El invierno tan temido
Ahh, junio… qué mes tan extraño sos. El frío ya no se esquiva: traspasa las ventanas, se cuela por las rodillas y te obliga a recogerte, a acurrucarte, a bajar el ritmo. Las mañanas son grises, el sol sale tarde y se va temprano, como si también tuviera ganas de quedarse en la cama.
Los árboles están quietos, como tristes y, si acaso fuera poco, llega el hombre con sus podas. Es brutal ver cómo las ramas caen, una tras otra, cortadas con precisión pero sin piedad. Lo que hasta hace poco era verde y lleno de vida, deja esqueletos pelados, vulnerables. Hay algo en junio que me duele, que me enfrenta con esa parte de la vida que prefiero no mirar: la del soltar, la del perder, la del prepararse para el invierno más temido.
Camino por la calle y veo hojas secas mezcladas con ramas recién cortadas, como si la naturaleza estuviera diciendo “dejenme de joder”. Y sin embargo, en esa tristeza hay una sinceridad brutal.
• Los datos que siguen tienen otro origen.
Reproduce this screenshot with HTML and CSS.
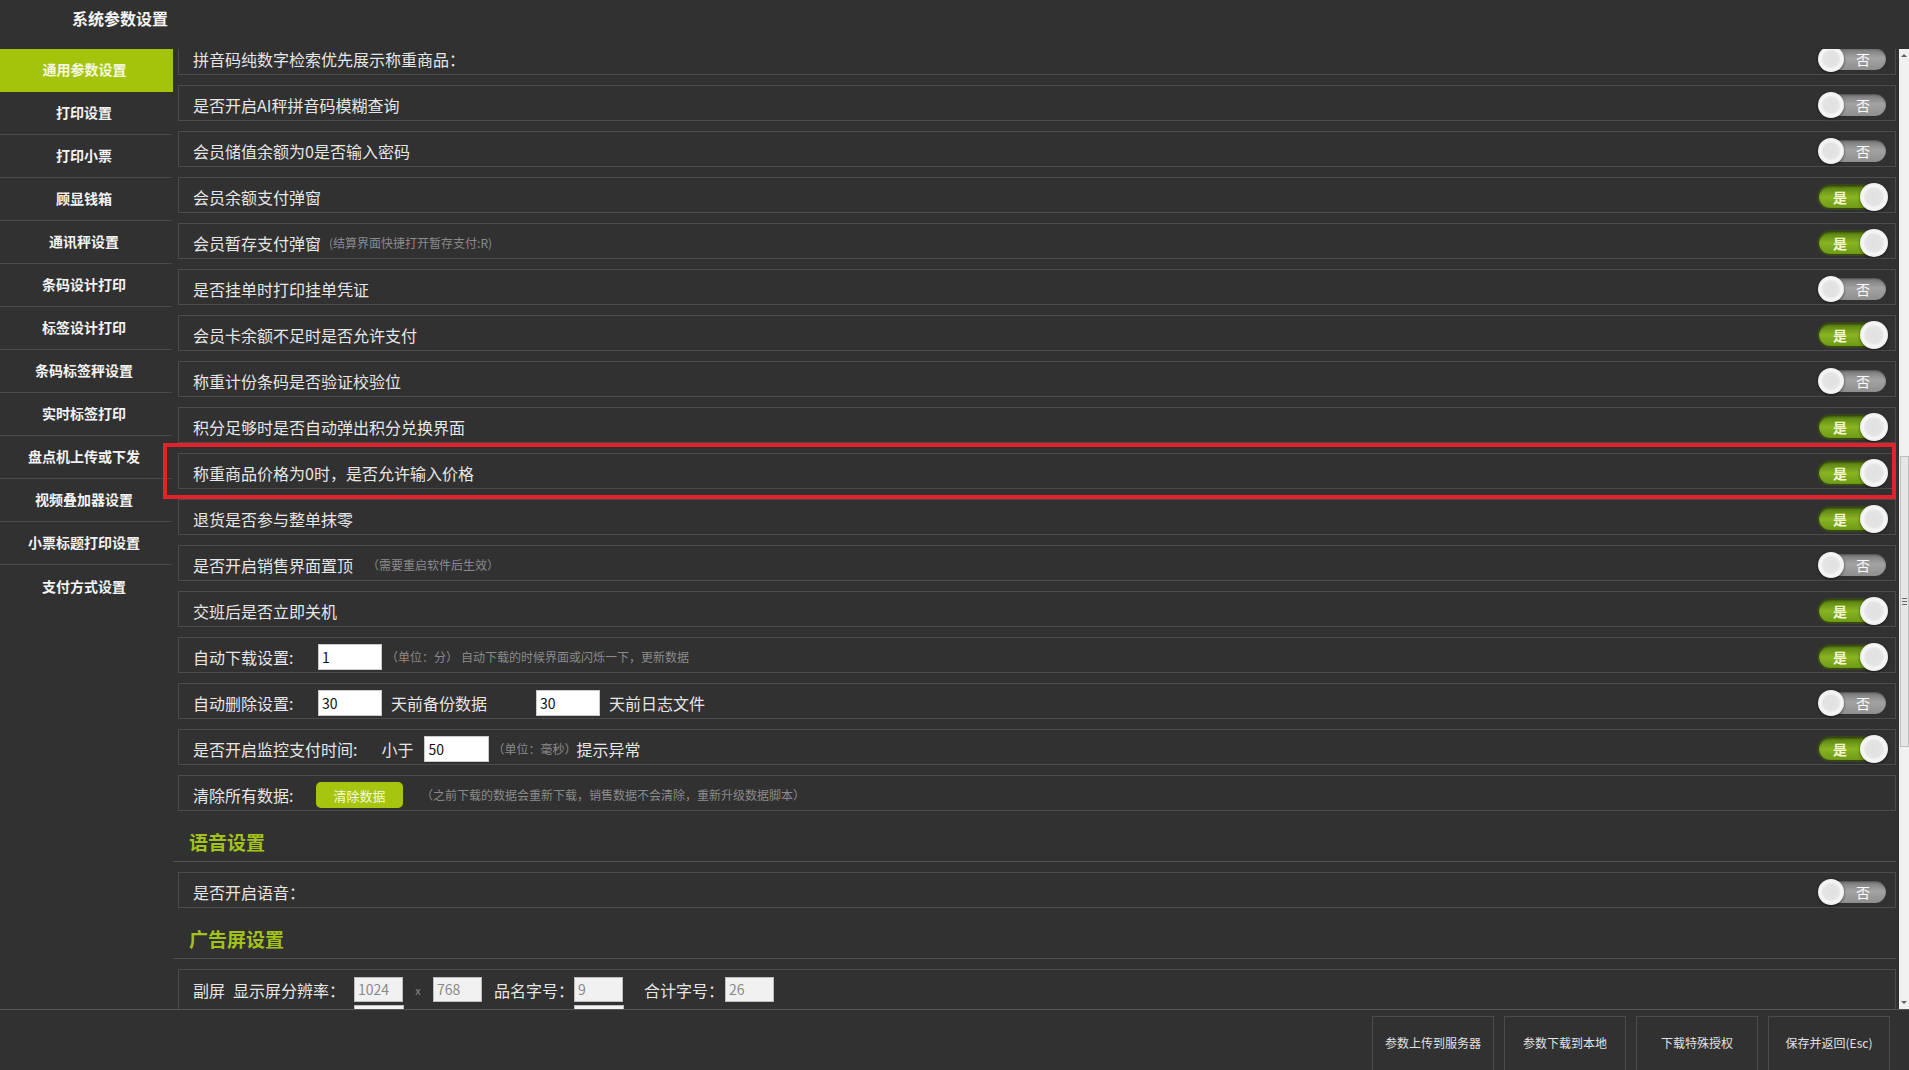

Junio no finge. Junio te muestra lo que es: frío real, sin caretas.
Llego a casa y el fuego me salva. Una sopa caliente, la estufa bien encendida, una charla que me abriga. En este mes de podas y ramas desnudas, me aferro a lo esencial, a lo que queda cuando se corta todo lo demás.
Ay, junio… ¡me cansás!, me llenás de silencio, de inflexión, de una melancolía que no sé disimular.
Árbol querido, protector… las ramas te duelen pero te las arranco igual.